Find all lines in the listing that include the word "with", then copy them.
* BEGIN *
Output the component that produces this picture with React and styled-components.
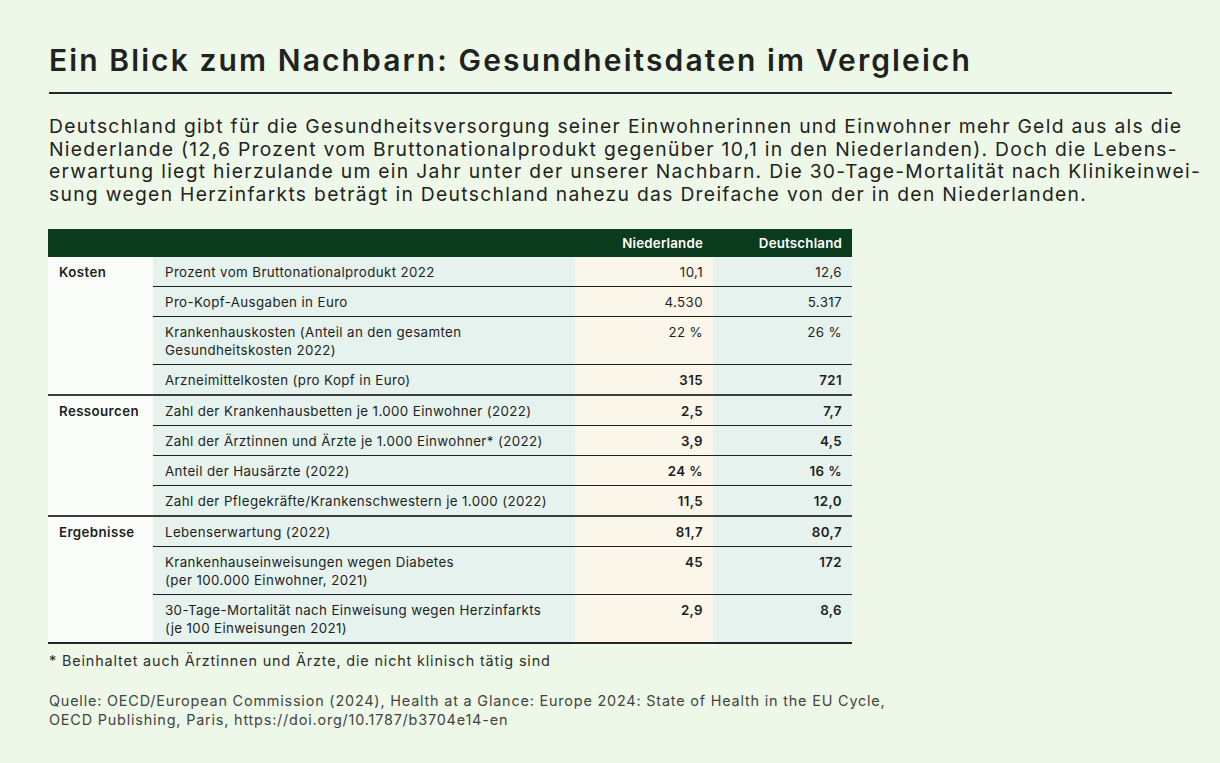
import React from 'react';
import styled, { createGlobalStyle } from 'styled-components';

const GlobalStyle = createGlobalStyle`
  html, body {
    margin: 0;
    padding: 0;
    background: #eef8e9;
  }
  body {
    font-family: Inter, "Noto Sans", "Liberation Sans", sans-serif;
    color: #1d1f1c;
  }
`;

const Page = styled.div`
  width: 1220px;
  height: 763px;
  box-sizing: border-box;
  padding: 40px 48px 0 49px;
  background: #eef8e9;
`;

const Title = styled.h1`
  margin: 0;
  font-size: 30px;
  line-height: 40px;
  font-weight: 600;
  letter-spacing: 2.1px;
  color: #1f2320;
  padding-bottom: 12px;
  border-bottom: 2px solid #23262a;
  width: 1123px;
  white-space: nowrap;
`;

const Intro = styled.p`
  margin: 21px 0 0;
  font-size: 19.3px;
  line-height: 22.7px;
  letter-spacing: 1.3px;
  color: #1f2320;

  span {
    display: block;
    white-space: nowrap;
  }
`;

const Table = styled.table`
  margin-top: 23px;
  width: 804px;
  border-collapse: collapse;
  table-layout: fixed;
  font-size: 13.3px;
  line-height: 18px;
  letter-spacing: 0.4px;
  border-bottom: 2px solid #23262a;
  margin-left: -1px;
`;

const HeadCell = styled.th`
  background: #0b3b1d;
  color: #ffffff;
  font-weight: 600;
  letter-spacing: 0.2px;
  text-align: right;
  height: 28px;
  padding: 0 10px;
  box-sizing: border-box;
`;

const Row = styled.tr`
  & > td {
    border-top: ${({ $groupStart, $first }) =>
      $first ? 'none' : $groupStart ? '2px solid #3a3d3b' : '1px solid #1d1f1c'};
  }
`;

const CategoryCell = styled.td`
  background: #fbfdfa;
  font-weight: 600;
  vertical-align: top;
  padding: 6px 11px 5px;
`;

const LabelCell = styled.td`
  background: #e6f2ee;
  vertical-align: top;
  padding: 6px 12px 5px;
`;

const ValueCell = styled.td`
  background: ${({ $tone }) => ($tone === 'cream' ? '#faf6ea' : '#e6f2ee')};
  text-align: right;
  vertical-align: top;
  padding: 6px 10px 5px;
  font-weight: ${({ $bold }) => ($bold ? 600 : 400)};
`;

const Footnote = styled.p`
  margin: 7px 0 0;
  font-size: 14.4px;
  line-height: 19px;
  letter-spacing: 0.85px;
  color: #2b2e2b;
`;

const Source = styled.p`
  margin: 21px 0 0;
  font-size: 14.4px;
  line-height: 19.5px;
  letter-spacing: 0.82px;
  color: #3f4440;
`;

const groups = [
  {
    name: 'Kosten',
    rows: [
      { label: ['Prozent vom Bruttonationalprodukt 2022'], nl: '10,1', de: '12,6' },
      { label: ['Pro-Kopf-Ausgaben in Euro'], nl: '4.530', de: '5.317' },
      {
        label: ['Krankenhauskosten (Anteil an den gesamten', 'Gesundheitskosten 2022)'],
        nl: '22 %',
        de: '26 %',
      },
      { label: ['Arzneimittelkosten (pro Kopf in Euro)'], nl: '315', de: '721', bold: true },
    ],
  },
  {
    name: 'Ressourcen',
    rows: [
      { label: ['Zahl der Krankenhausbetten je 1.000 Einwohner (2022)'], nl: '2,5', de: '7,7', bold: true },
      { label: ['Zahl der Ärztinnen und Ärzte je 1.000 Einwohner* (2022)'], nl: '3,9', de: '4,5', bold: true },
      { label: ['Anteil der Hausärzte (2022)'], nl: '24 %', de: '16 %', bold: true },
      { label: ['Zahl der Pflegekräfte/Krankenschwestern je 1.000 (2022)'], nl: '11,5', de: '12,0', bold: true },
    ],
  },
  {
    name: 'Ergebnisse',
    rows: [
      { label: ['Lebenserwartung (2022)'], nl: '81,7', de: '80,7', bold: true },
      {
        label: ['Krankenhauseinweisungen wegen Diabetes', '(per 100.000 Einwohner, 2021)'],
        nl: '45',
        de: '172',
        bold: true,
      },
      {
        label: ['30-Tage-Mortalität nach Einweisung wegen Herzinfarkts', '(je 100 Einweisungen 2021)'],
        nl: '2,9',
        de: '8,6',
        bold: true,
      },
    ],
  },
];

const introLines = [
  'Deutschland gibt für die Gesundheitsversorgung seiner Einwohnerinnen und Einwohner mehr Geld aus als die',
  'Niederlande (12,6 Prozent vom Bruttonationalprodukt gegenüber 10,1 in den Niederlanden). Doch die Lebens-',
  'erwartung liegt hierzulande um ein Jahr unter der unserer Nachbarn. Die 30-Tage-Mortalität nach Klinikeinwei-',
  'sung wegen Herzinfarkts beträgt in Deutschland nahezu das Dreifache von der in den Niederlanden.',
];

const App = () => {
  return (
    <Page>
      <GlobalStyle />
      <Title>Ein Blick zum Nachbarn: Gesundheitsdaten im Vergleich</Title>
      <Intro>
        {introLines.map((line) => (
          <span key={line}>{line}</span>
        ))}
      </Intro>

      <Table>
        <colgroup>
          <col style={{ width: 105 }} />
          <col style={{ width: 422 }} />
          <col style={{ width: 138 }} />
          <col style={{ width: 139 }} />
        </colgroup>
        <thead>
          <tr>
            <HeadCell />
            <HeadCell />
            <HeadCell>Niederlande</HeadCell>
            <HeadCell>Deutschland</HeadCell>
          </tr>
        </thead>
        <tbody>
          {groups.map((group, gi) =>
            group.rows.map((row, ri) => (
              <Row key={group.name + ri} $groupStart={ri === 0} $first={gi === 0 && ri === 0}>
                {ri === 0 && <CategoryCell rowSpan={group.rows.length}>{group.name}</CategoryCell>}
                <LabelCell>
                  {row.label.map((l, i) => (
                    <React.Fragment key={l}>
                      {i > 0 && <br />}
                      {l}
                    </React.Fragment>
                  ))}
                </LabelCell>
                <ValueCell $tone="cream" $bold={row.bold}>{row.nl}</ValueCell>
                <ValueCell $bold={row.bold}>{row.de}</ValueCell>
              </Row>
            ))
          )}
        </tbody>
      </Table>

      <Footnote>* Beinhaltet auch Ärztinnen und Ärzte, die nicht klinisch tätig sind</Footnote>
      <Source>
        Quelle: OECD/European Commission (2024), Health at a Glance: Europe 2024: State of Health in the EU Cycle,
        <br />
        OECD Publishing, Paris, https://doi.org/10.1787/b3704e14-en
      </Source>
    </Page>
  );
};

export default App;
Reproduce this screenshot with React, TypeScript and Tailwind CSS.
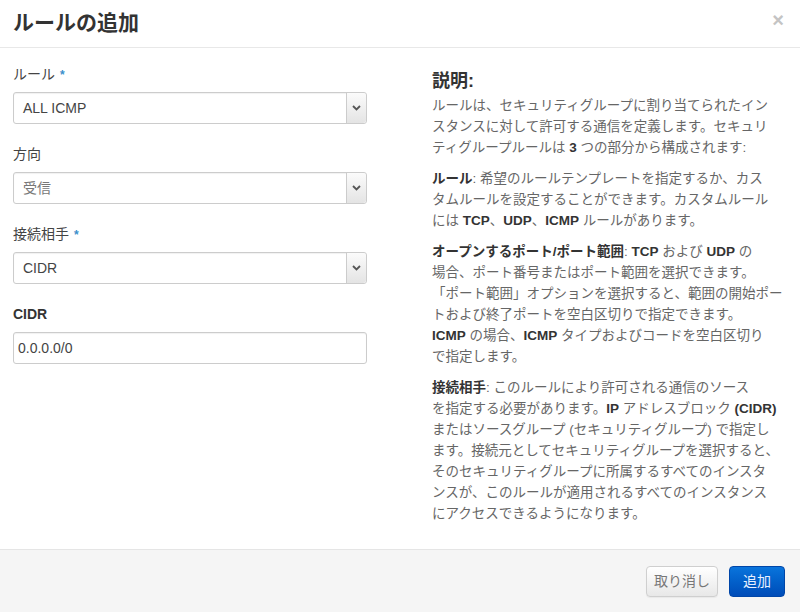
import React from "react";

const font = "font-['Liberation_Sans','Noto_Sans_CJK_JP',sans-serif]";

function Chevron() {
  return (
    <svg width="9" height="6" viewBox="0 0 9 6" className="block">
      <path d="M1 1 L4.5 4.5 L8 1" fill="none" stroke="#555" strokeWidth="1.8" />
    </svg>
  );
}

function SelectBox({ value, muted }: { value: string; muted?: boolean }) {
  return (
    <div className="flex h-[32px] w-full rounded-[3px] border border-[#cccccc] bg-white shadow-[inset_0_1px_1px_rgba(0,0,0,0.06)]">
      <div className={`flex flex-1 items-center pl-[9px] text-[14px] ${muted ? "text-[#777]" : "text-[#444]"}`}>
        {value}
      </div>
      <div className="flex w-[20px] items-center justify-center rounded-r-[3px] border-l border-[#cccccc] bg-gradient-to-b from-[#fbfbfb] to-[#e4e4e4]">
        <Chevron />
      </div>
    </div>
  );
}

function Label({ text, required, bold }: { text: string; required?: boolean; bold?: boolean }) {
  return (
    <div className={`mb-[8px] h-[20px] text-[14px] leading-[20px] ${bold ? "font-bold text-[#333]" : "text-[#444]"}`}>
      {text}
      {required && <span className="ml-[5px] text-[12px] font-bold text-[#3a8fcb]">*</span>}
    </div>
  );
}

const B = ({ children }: { children: React.ReactNode }) => (
  <strong className="font-bold text-[#333]">{children}</strong>
);

export default function App() {
  return (
    <div className={`${font} flex h-[612px] w-[800px] flex-col bg-white`}>
      {/* header */}
      <div className="flex h-[48px] shrink-0 items-center justify-between border-b border-[#e8e8e8] pl-[13px] pr-[16px]">
        <div className="pb-[1px] text-[21px] font-bold leading-[24px] text-[#333]">ルールの追加</div>
        <div className="pb-[8px] text-[20px] font-bold leading-[20px] text-[#c4c4c4]">×</div>
      </div>

      {/* body */}
      <div className="flex flex-1">
        <div className="box-content w-[354px] pl-[13px] pt-[16px]">
          <div className="mb-[20px]">
            <Label text="ルール" required />
            <SelectBox value="ALL ICMP" />
          </div>
          <div className="mb-[20px]">
            <Label text="方向" />
            <SelectBox value="受信" muted />
          </div>
          <div className="mb-[20px]">
            <Label text="接続相手" required />
            <SelectBox value="CIDR" />
          </div>
          <div>
            <Label text="CIDR" bold />
            <div className="flex h-[32px] w-full items-center rounded-[3px] border border-[#cccccc] bg-white pl-[4px] text-[14px] text-[#444] shadow-[inset_0_1px_1px_rgba(0,0,0,0.06)]">
              0.0.0.0/0
            </div>
          </div>
        </div>

        <div className="ml-[65px] w-[353px] whitespace-nowrap pt-[22px] text-[13.5px] leading-[21px] text-[#666]">
          <div className="mb-[3px] text-[18px] font-bold leading-[22px] text-[#333]">説明:</div>
          <p className="mb-[10px]">
            ルールは、セキュリティグループに割り当てられたイン<br />
            スタンスに対して許可する通信を定義します。セキュリ<br />
            ティグループルールは <B>3</B> つの部分から構成されます:
          </p>
          <p className="mb-[10px]">
            <B>ルール</B>: 希望のルールテンプレートを指定するか、カス<br />
            タムルールを設定することができます。カスタムルール<br />
            には <B>TCP</B>、<B>UDP</B>、<B>ICMP</B> ルールがあります。
          </p>
          <p className="mb-[10px]">
            <B>オープンするポート/ポート範囲</B>: <B>TCP</B> および <B>UDP</B> の<br />
            場合、ポート番号またはポート範囲を選択できます。<br />
            「ポート範囲」オプションを選択すると、範囲の開始ポー<br />
            トおよび終了ポートを空白区切りで指定できます。<br />
            <B>ICMP</B> の場合、<B>ICMP</B> タイプおよびコードを空白区切り<br />
            で指定します。
          </p>
          <p>
            <B>接続相手</B>: このルールにより許可される通信のソース<br />
            を指定する必要があります。<B>IP</B> アドレスブロック <B>(CIDR)</B><br />
            またはソースグループ (セキュリティグループ) で指定し<br />
            ます。接続元としてセキュリティグループを選択すると、<br />
            そのセキュリティグループに所属するすべてのインスタ<br />
            ンスが、このルールが適用されるすべてのインスタンス<br />
            にアクセスできるようになります。
          </p>
        </div>
      </div>

      {/* footer */}
      <div className="flex h-[63px] shrink-0 items-center justify-end gap-[11px] border-t border-[#e5e5e5] bg-[#f5f5f5] pr-[15px]">
        <button className="h-[31px] w-[72px] rounded-[4px] border border-[#cfcfcf] bg-gradient-to-b from-white to-[#e8e8e8] text-[14px] text-[#777] shadow-[0_1px_1px_rgba(0,0,0,0.05)]">
          取り消し
        </button>
        <button className="h-[31px] w-[56px] rounded-[4px] border border-[#0046a8] bg-gradient-to-b from-[#0a74dc] to-[#004cb8] text-[14px] text-[#e8f0ff]">
          追加
        </button>
      </div>
    </div>
  );
}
* END *
▶ [Written solution]
Output the component that produces this picture with React and styled-components.
Reproduce this screenshot with React, TypeScript and Tailwind CSS.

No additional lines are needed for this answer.